The in-depth study compared actual sales prices charged by manufacturers - the price before margins for pharmacy, wholesale and distribution costs have been added. The analysis showed that average actual manufacturer selling prices for readily available generics are typically around half the Drug Tariff or reimbursement price - the cost that the NHS pays for a medicine.

The analysis focused on primary care and sales of medicines through community pharmacies, and concluded that the market for the supply of generic medicines in the UK is functioning well and delivering significant price reductions following loss of patent exclusivity from originators.

Other main findings included:

  • The actual selling prices charged by generic manufacturers in the UK are significantly lower than the price of the originator’s branded product in the UK before the loss of exclusivity. On average across a number of products, generic prices over a four-year period after entry are 70–90% lower.
  • While generic prices can sometimes increase many years after entry, in the long-run the price is still around 80% lower than the price of the relevant branded product before the loss of exclusivity.
  • While prices sometimes increase, many of these reverse over time, indicating a well-functioning market. In particular, in a majority of cases where there was a significant price increase over a short time, these had largely dissipated within 12 months. The extent of the reversal was relatively lower, and slower, for price increases that occurred over a long period of time.
  • A comparison of prices across five comparable European countries suggests that prices of generic medicines in the UK are generally lower - often by a large amount, up to 4.5 times more expensive than in the UK.

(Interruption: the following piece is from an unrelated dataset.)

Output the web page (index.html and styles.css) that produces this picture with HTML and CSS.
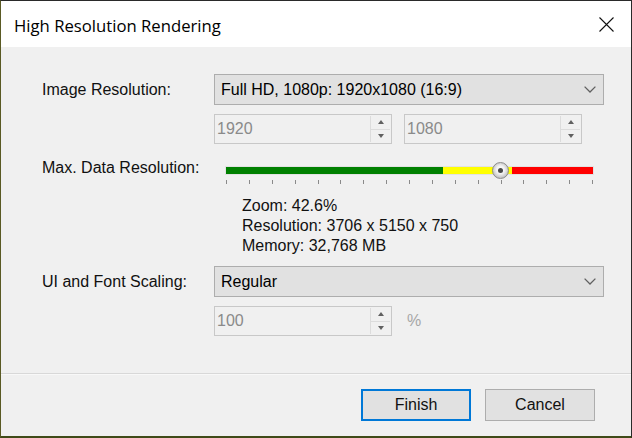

Kim Innes, General Manager of Teva UK Limited, said:

"We’re proud of our track record in making better days for patients by providing high-quality medicines to the NHS. Today’s report confirms that the UK gets good value for money from its generic medicines, making savings that can be spent on innovation, further or other new treatments. Sustainable healthcare is vital for the future of the NHS and this report shows the contribution that companies including Teva make towards that goal."